The D-Bus service has been introduce by https://github.com/os-autoinst/os-autoinst/commit/315074ecb8b12817771fde11ad80291cdd4cf534. He's only contributing occasionally. I don't think anybody in the current team has much experience with Perl's Net::DBus::Object
module to know anything beyond what @dvdhrm has already found out.
I suppose the first step would be to come up with a test which reproduces the problem. The real fix might be rather small.
Alternatively we could also just ditch D-Bus and simply make it an HTTP server.
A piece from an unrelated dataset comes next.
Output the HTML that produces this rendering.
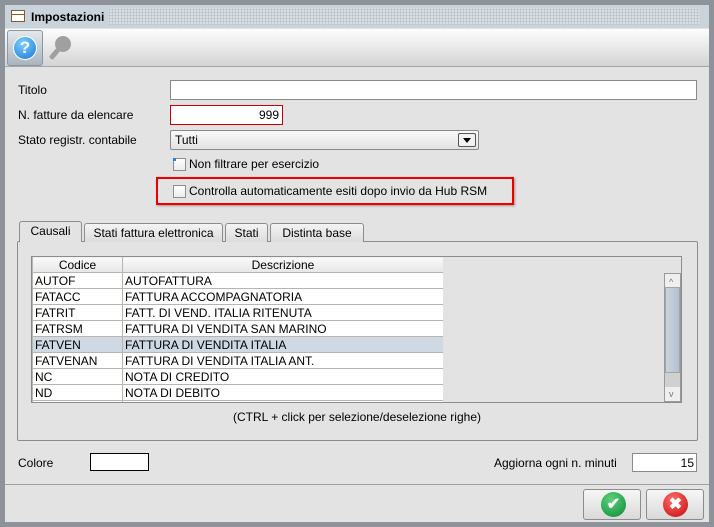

That would be a bigger change but also an easy one which would definitely solve the issue.
Updated by mkittler over 3 years ago
- Assignee set to mkittler
Looks like our code is very much C&P from https://metacpan.org/pod/Net::DBus::Object except for Net::DBus->system
(the example uses Net::DBus->find
). I suppose this shouldn't make a difference here, though. Maybe one really needs to use Net::DBus::Reactor
explicitly.
Updated by AdamWill over 3 years ago
The perl-Net-Dbus author (dpberrange) is actually a Fedora/Red Hat person, I believe. I'll ask them if they can take a look and see what they think/suggest.
Updated by AdamWill over 3 years ago
Sent https://github.com/os-autoinst/os-autoinst/pull/1641 as a possible way to deal with this, based on discussion with danpb. It at least doesn't seem to break anything. Will have to run with it for a while to see if the bug is fixed.
Updated by openqa_review over 3 years ago
- Due date set to 2021-04-28
Setting due date based on mean cycle time of SUSE QE Tools
Updated by mkittler over 3 years ago
- Status changed from New to In Progress
- Assignee changed from mkittler to AdamWill
I'm assigning the ticket to you then. The PR has been merged. It would be interesting to know whether it actually fixed the issue in the end.
Updated by AdamWill over 3 years ago
Yeah, I have it running on both our deployments now. If we haven't had any more incompletions by next week I'll try and remember to close this with a note.
Updated by okurz over 3 years ago
- Status changed from In Progress to Resolved
Assuming fixed then :)
Updated by AdamWill over 3 years ago
I was gonna confirm tomorrow, but yeah, it looks like it's resolved indeed.